Orlando Region: Tourism
Vacation Capital of the World?
George Aguel, president and CEO of Visit Orlando, along with other executives in tourism have diligently worked with economic-development officials throughout the region with the understanding that a rising tide will lift all. And so, they have invested both time and money to ensure vitality, industry by industry, across the board.
Yet, there is no mistake to be made. Aguel and his counterparts are clear in pronouncing that tourism drives the ship in the Orlando region.
“The Orlando brand is known globally, and I don’t think that would be the case if we weren’t world famous for our tourism and our destination as a place to come and visit,” Aguel says, adding, “We have two or three Super Bowls [of activity] every night.”

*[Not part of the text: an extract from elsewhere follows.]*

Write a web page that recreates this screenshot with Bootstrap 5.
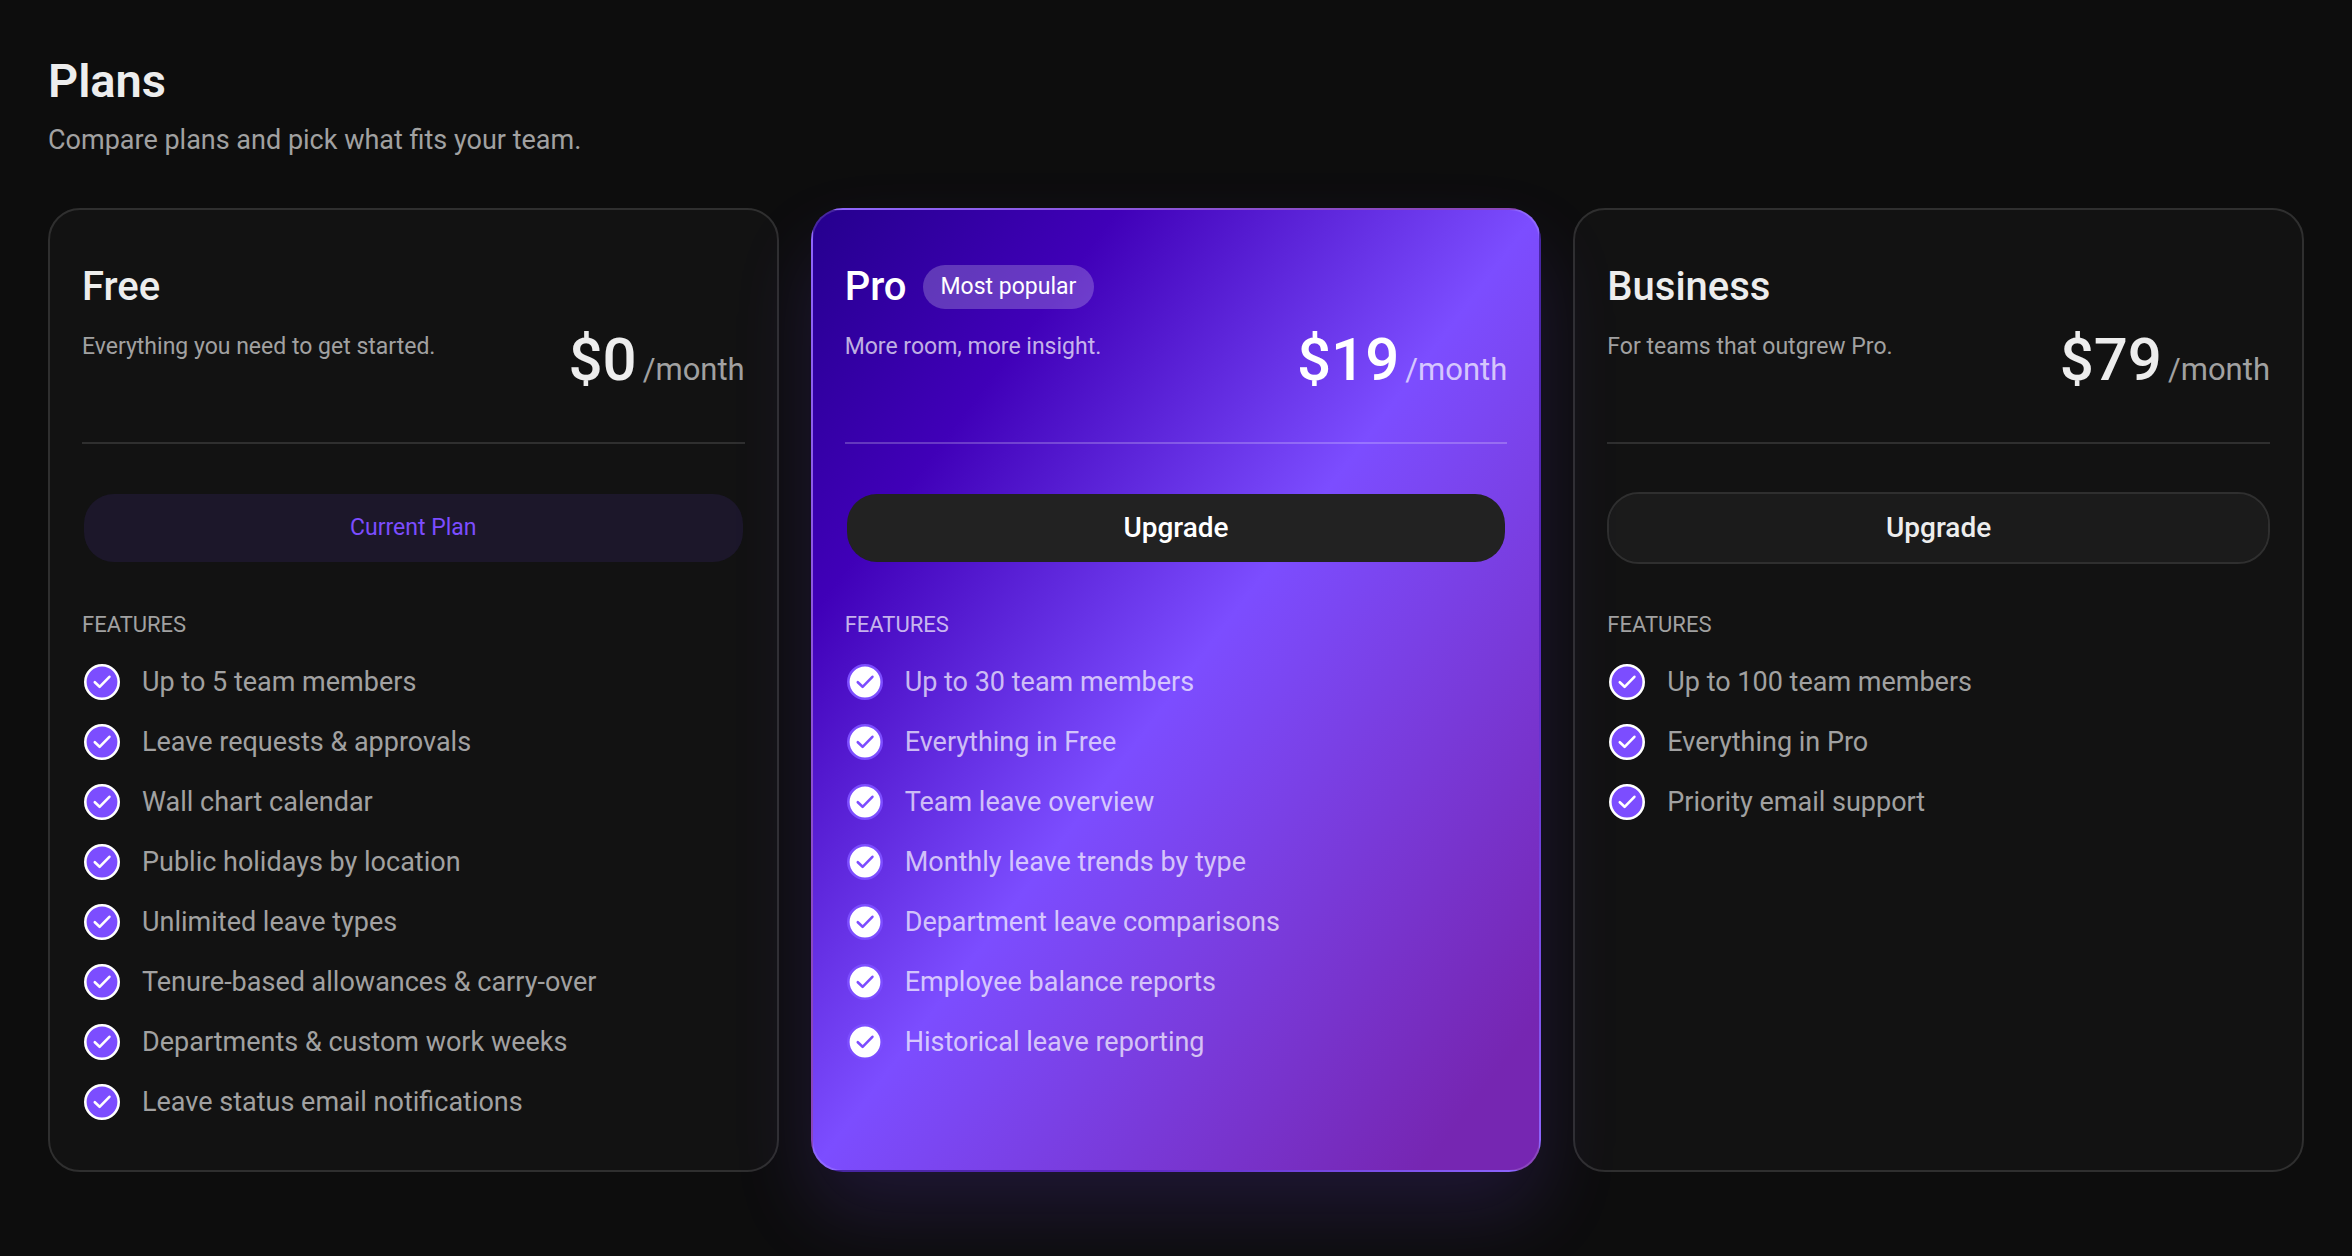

A few numbers: Tourism annually generates approximately $71 billion in economic impact and supports roughly 449,000 jobs (41% of Orlando’s workforce). Visitor spending, in the neighborhood of $45 billion, provides more than $2 billion in state taxes and $3 billion in local taxes. Also, since 2009, visitation has increased 55%, while visitor spending is up 75%.
In Osceola County, where much of the activity occurs under the Orlando brand, 8.6 million overnight visitors each year equal $6 billion in annual economic impact, according to Experience Kissimmee, the county’s official tourism authority.
In turn, many visitors arrive for fun and ultimately wind up doing business, Aguel notes, primarily referring to the Orange County Convention Center, the second largest convention facility in the United States. Already attracting approximately 1.4 million attendees to more than 200 conventions and events, the center is in the midst of a $605-million campus improvement plan that will bring more meeting and exhibit space. Aside from being tops in family visits globally, “we are also the No. 1 meeting and convention destination, which means people actually like to do business here,” Aguel comments.
As a result, “Locals get to live large.”
Notably, that comment doesn’t come from a tourism official but from land developer Rasesh Thakkar, senior managing director of the Tavistock Group, which is best known for creating Lake Nona, a community located a long stretch of highway from the theme parks. Thakkar’s point: By virtue of the region’s investments in support of tourism, residents are afforded uncommon abundance in dining and entertainment, arts and culture, and recreational amenities, among others.
Tourist Development Tax (TDT) dollars are subsequently used to build and strengthen Orlando, in general. TDT dollars helped to build the initial phase of the Dr. Phillips Center for the Performing Arts, completed in 2014, and Amway Center arena, opened in 2010, plus helped to finance the 2014 renovations to Camping World Stadium in downtown Orlando.
In addition, tourism reaches far northward to places such as downtown Sanford in Seminole County, where restaurants and pubs are experiencing renewed vigor.
Another impact is in luxury vacation housing. Example: In the shadows of Disney — or perhaps more aptly, in its glow — Golden Oak is rising as a community of single-family custom homes with prices starting at $2 million. The community is anticipated to include approximately 300 homes and encompass 980 acres, making a statement as its own attraction. “Getting someone to come down to visit can also acquaint them and familiarize them with this place in a way they might not have considered,” says Aguel.
And don’t expect the investments, particularly at the theme parks, to stop. Aguel adds: “You can never say, ‘I’m done, and I’ll go do nothing else for the next 10 years.’ The nature of this [tourism] industry requires that you keep adding and expanding experiences all the time.”